È proprio quest’ultimo ad essere celebrato da Strachey nel saggio successivo, in quanto espressione di un acume che Voltaire mette al servizio di una riforma morale, civile, politica del proprio Paese. L’incontro con l’Inghilterra costituisce, in tal senso, uno spunto fecondo di produzione intellettuale. Infatti, costretto a partire dalla Francia a causa di uno scontro col cavaliere Rohan-Chabot, al quale segue un breve periodo di reclusione alla Bastiglia, Voltaire entra in contatto con l’ambiente inglese, di cui rimane entusiasta. Si tratta di una società in pieno fermento politico e culturale, che non può che acuire nel pensatore francese «l’amara consapevolezza, ancora fresca nella memoria, della medievale futilità e del limitato cinismo del suo Paese» (p. 32).

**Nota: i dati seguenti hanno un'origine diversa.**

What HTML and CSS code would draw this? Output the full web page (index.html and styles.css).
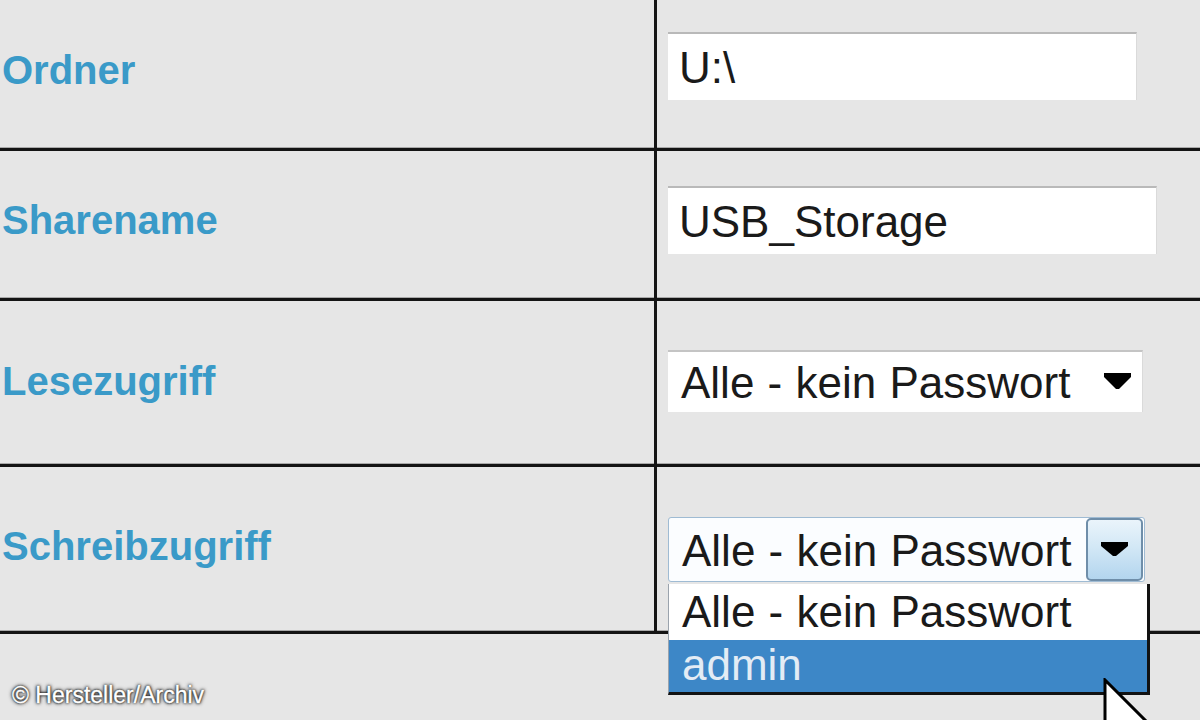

L’opera che scaturisce da questo fruttuoso incontro è rappresentata dalle Lettres philosophiques, una raccolta di riflessioni generalizzate sugli argomenti più disparati, nella forma di lettere private ad un amico. A differenza di quanto si potrebbe pensare, questo scritto non costituisce una testimonianza di viaggio, bensì «un’opera di propaganda e un’attestazione di fede» (p. 33). È proprio a partire da questo lavoro, infatti, che prende vita la strenua lotta a favore del progresso e contro l’oscurantismo, che segna l’intera esistenza dell’autore francese. Nelle Lettres philosophiques è condensata l’intera filosofia di Voltaire. Una filosofia contrassegnata dalla sua esuberante personalità, elemento centrale, quest’ultimo, all’interno del terzo saggio, dedicato da Strachey al tormentato rapporto con Federico il Grande. Nella sua figura il patriarca di Ferney vede inizialmente un’incarnazione del proprio ideale politico di assolutismo illuminato, tanto da arrivare ad appellarlo col nome di prince philosophe, salvo poi ricredersi successivamente. Il critico letterario sottolinea ancora una volta il manifestarsi, in questo contesto, dell’incontenibile verve intellettuale del filosofo, che lo induce a ridicolizzare dogmi e idee tradizionali in ambito metafisico, come quelle espresse da Maupertuis, presidente dell’Accademia delle scienze di Berlino e protetto di Federico. Questa circostanza e i dissidi che ne conseguono provocano la definitiva rottura dei rapporti tra Voltaire e il re di Prussia, che tuttavia non smetterà mai di ammirare l’ingegno del pensatore francese.
I tre scritti di Strachey ci consegnano dunque un’immagine del patriarca di Ferney che ne illumina gli svariati tratti caratteriali, dalla vanità all’esuberanza, dalla vivacità al senso del ridicolo e alla libertà intellettuale, dipingendo un uomo dal carattere difficile, nel cui pensiero, tuttavia, non possiamo non riconoscere le radici della nostra civiltà.